The governance of The Acronym being handily subdivided into regions, Europe, Africa, Eastern Mediterranean, South East Asia and America, it was a simple job to segregate out my fellow interns.

Those of a European persuasion reading this will be thrilled to hear that in a bid to paint European culture in a manner not before seen by the rest of the world, we offered the assembled masses syrup waffles from the Netherlands and Eurovision.

It went down surprisingly well.

As the United Kingdom of Great Britain and Northern Ireland had not one but two personages upon the European presentation squad we made a logical division of the Union.
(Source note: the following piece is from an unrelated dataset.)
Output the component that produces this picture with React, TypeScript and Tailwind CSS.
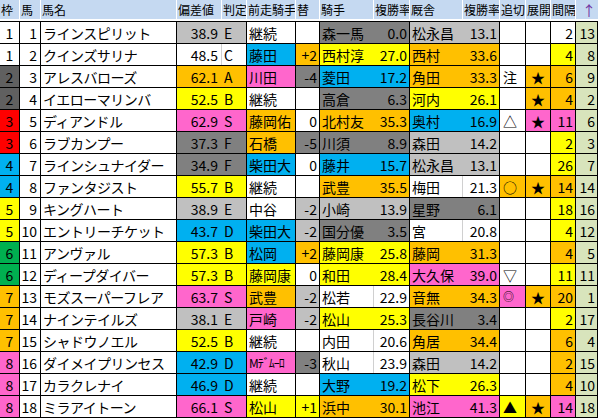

The Scot took the poets, politicians, thieves, scientists, singers, dancers and drunks from north of the border, I took the English and the Welsh because I have a smidgen of the blood and a working knowledge of that which is God’s own country spread west of the River Severn.

My titbits included the fact that the UK was invaded by the Dutch by invitation in the 17th Century, an event which is still remembered today in the Bill of Rights and the Orange Order. Also I put about my knowledge of Welsh (twll din pob sais, look you).

The Scot and I really did our islands proud when we treated the crowd to the UK’s finest Eurovision moment. Sorry.

What was most glorious was the gusto and verve our assembled European mass had when discussing just how awful and good Eurovision really is. The political voting where all the old Eastern Bloc countries club together and how the UK never really gets any votes from anyone. At a time when the European continent is being driven apart it is nice to know we can come together once a year to laugh at each other and bear out grudges with tactical premium phone line voting. This is, I learnt, exactly what Eurovision was for when it started, 54 years ago.


The week which began so promisingly took rather a splendid turn. Come Friday evening as I am settling in with a pipe and improving book of erotic poetry I hear a sharp knocking on my door. I have a visitor, it is more than that; it is a visitation. All the way from London H. had come.

 The arrival of H. coincided with the arrival of October. As the autumn approaches the cattle and goats of the Alps are taken from their top pastures to graze in the valley. As they are brought down it is something of a party. Summer is coming to a close, soon the days will be brief and snowy, but in the last gasp of summer the farmers and families get togged up in their best duds, the varnish on the Alpine horns is burnished up and the beer taps are primed for a last hurrah.

Garlanded with flowers the beasts proceed through towns and villages, bands play. Pamplona’s bull run can be analogised as (clichéd) archetypal Spanish: fast, frantic, fraught with danger. Passionate; a hot day soaked in sun, wine and blood. The cattle procession, La Desalpe, practiced in villages like St Cergue, is very much the Swiss equivalent. Slow, charming, antique atmosphere with beer and sausages. The altitude sun hot and the shade cold. Terribly Aryan with leather clothes, edelweiss and pigtails.

Being Swiss the procession had very punctual start and finish times. True to form, it ended when the plan said it would and true to form over sleeping mean the whole thing was missed. H. was devastated, near inconsolable.

“What’s the point,” she said downcast. “I was going to look at a load of smelly goats all day. Now I have to look at you.”

Fear not, I replied. For there will be ambience de fete. truly, the programme for the day’s festivities did indeed promise ambience de fete. Upon arrival at St Cerge low and behold, there was undoubtedly ambience de fete. In approaching borderline immodest quantities. Despite a paucity of floral augmented livestock there was more than enough ambience de fette to last a day of beer drinking and sausage munching in the Alpine sunshine.


Le Weekend as my inscrutable native chums might say, was filled thereafter with what Geneva was made for. Besides banking, being a centre of international NGOs and suchlike, and pathological neutrality. Geneva, like all good continental cities, is perfect for meandering, pottering, picnicking, strolling and lingering on a bar’s sunlit terrace.


Work at The Acronym alas called and the tug of London Life hauled H. back from the shores of Lac Leman. A nib dipped in black ink has drawn rain clouds across the horizon as leaves shrivel and plummet. Autumn is here and a flock of crows portentously wheel and croak outside my window. What this portends I dread to think. Having but three weeks left in this land with luck it’s addressed to my neighbour.

Regardless, portentous it is. Noisy too.